Using the data below, gather each line that includes the word "components".

########################################

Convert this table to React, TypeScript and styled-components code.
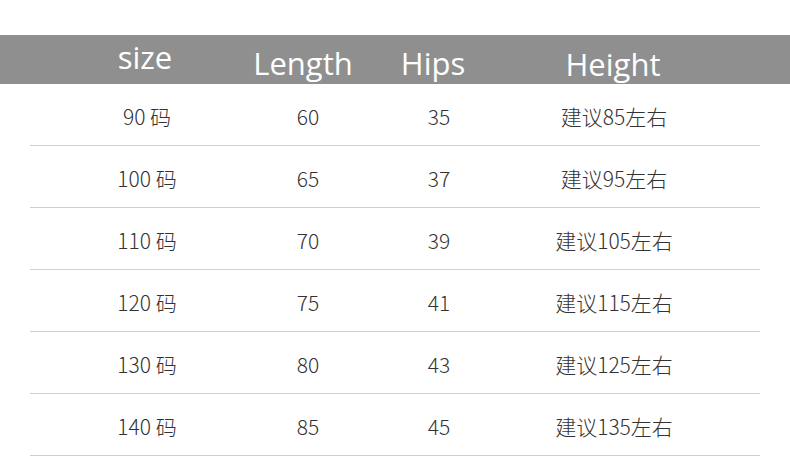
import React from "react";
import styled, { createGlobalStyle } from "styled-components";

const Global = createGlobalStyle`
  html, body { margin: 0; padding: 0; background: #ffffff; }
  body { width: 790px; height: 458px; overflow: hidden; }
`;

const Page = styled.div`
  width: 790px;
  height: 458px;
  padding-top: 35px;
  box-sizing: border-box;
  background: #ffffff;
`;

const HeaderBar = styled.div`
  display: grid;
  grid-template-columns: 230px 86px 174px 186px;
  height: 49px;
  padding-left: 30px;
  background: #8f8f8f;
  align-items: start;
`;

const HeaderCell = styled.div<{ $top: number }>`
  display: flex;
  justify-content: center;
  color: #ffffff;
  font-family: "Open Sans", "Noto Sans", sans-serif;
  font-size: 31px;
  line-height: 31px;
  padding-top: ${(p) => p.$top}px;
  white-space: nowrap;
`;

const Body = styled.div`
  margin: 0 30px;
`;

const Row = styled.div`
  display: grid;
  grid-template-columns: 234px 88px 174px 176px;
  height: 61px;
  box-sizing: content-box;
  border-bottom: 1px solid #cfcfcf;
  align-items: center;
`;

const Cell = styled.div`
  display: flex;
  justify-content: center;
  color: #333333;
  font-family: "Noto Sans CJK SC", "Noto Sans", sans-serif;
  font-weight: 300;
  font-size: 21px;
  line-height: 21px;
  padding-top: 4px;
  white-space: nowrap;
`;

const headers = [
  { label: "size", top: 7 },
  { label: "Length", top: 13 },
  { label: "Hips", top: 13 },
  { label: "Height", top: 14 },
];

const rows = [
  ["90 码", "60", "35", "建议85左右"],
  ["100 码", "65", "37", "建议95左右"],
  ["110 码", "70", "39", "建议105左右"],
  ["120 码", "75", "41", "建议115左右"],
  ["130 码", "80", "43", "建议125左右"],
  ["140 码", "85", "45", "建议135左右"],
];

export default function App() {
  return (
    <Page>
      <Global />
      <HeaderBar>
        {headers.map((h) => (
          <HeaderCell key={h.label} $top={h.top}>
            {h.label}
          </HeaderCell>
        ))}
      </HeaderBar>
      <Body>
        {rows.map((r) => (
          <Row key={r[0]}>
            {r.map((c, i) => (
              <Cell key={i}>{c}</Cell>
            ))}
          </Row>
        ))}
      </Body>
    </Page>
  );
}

########################################

Full answer.
Convert this table to React, TypeScript and styled-components code.
import styled, { createGlobalStyle } from "styled-components";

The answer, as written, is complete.